We view Jamie’s torture through a series of flashbacks after he is (thankfully) rescued by Claire and a team of his kinsmen. While we know he is physically safe now, we see the traumatic physical and emotional scars left behind by what he endured. He’s broken, not at all the Jamie we knew and loved. This narrative structure really serves to heighten the emotional impact, and rape is shown as the despicable, cruel, traumatic horror that it truly is. We’re right there with Jamie as he recalls what happened, and it hits like a slug to the chest every time we cut to that jail cell and Jack Randall’s torment.

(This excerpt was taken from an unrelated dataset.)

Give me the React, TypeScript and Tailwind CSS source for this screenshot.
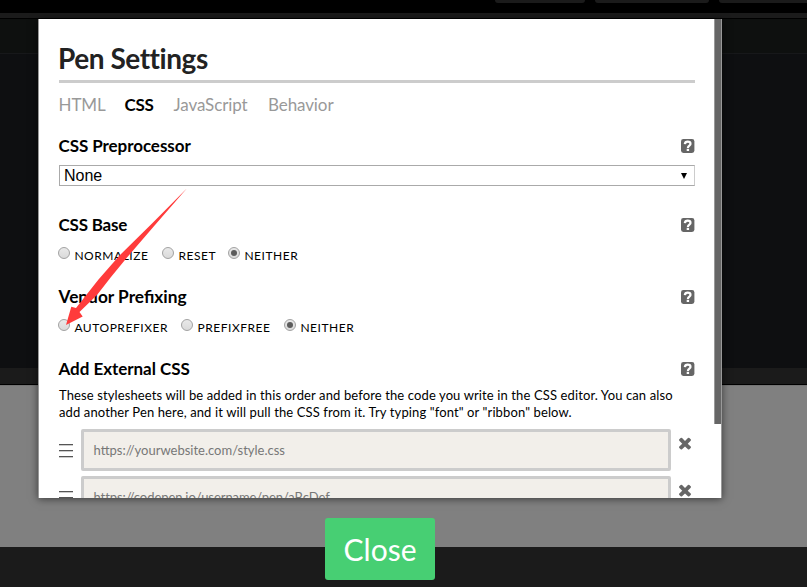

Both shows are brutal at times (though it seems like most of the time for Thrones lately) but Outlander didn’t feel like it was using brutality for some kind of shocking twist. It felt central to the storyline, important, and meaningful. Thrones started to feel like they were obligated to have one break-the-internet moment in every episode, so they started chucking horrors at us left and right to see what could become the biggest trending topic. This was the premiere season of Outlander, and perhaps that was why it felt so refreshing. Thrones is such a pop culture phenomenon that perhaps it is too self-aware and has strayed from its roots of strong story, character development, and political drama.
Maybe it’s because I binge watched, but at the end of the Outlander finale, I had the TV equivalent of a book hangover—where you’re so caught up in a fictional world that you feel like an alien in the real world. I found the show to be powerful and moving, something that captivated me and left me emotionally invested the whole way through. Yes, the last two episodes could be classified as hard to watch, but there’s a difference between hard to watch because it’s moving and hard to watch because it’s an unpleasant viewing experience. Thrones’ “Unbowed, Unbent, Unbroken” only left me thankful that a brilliant comedy like Silicon Valley came on right after to wash away some of that lingering horror.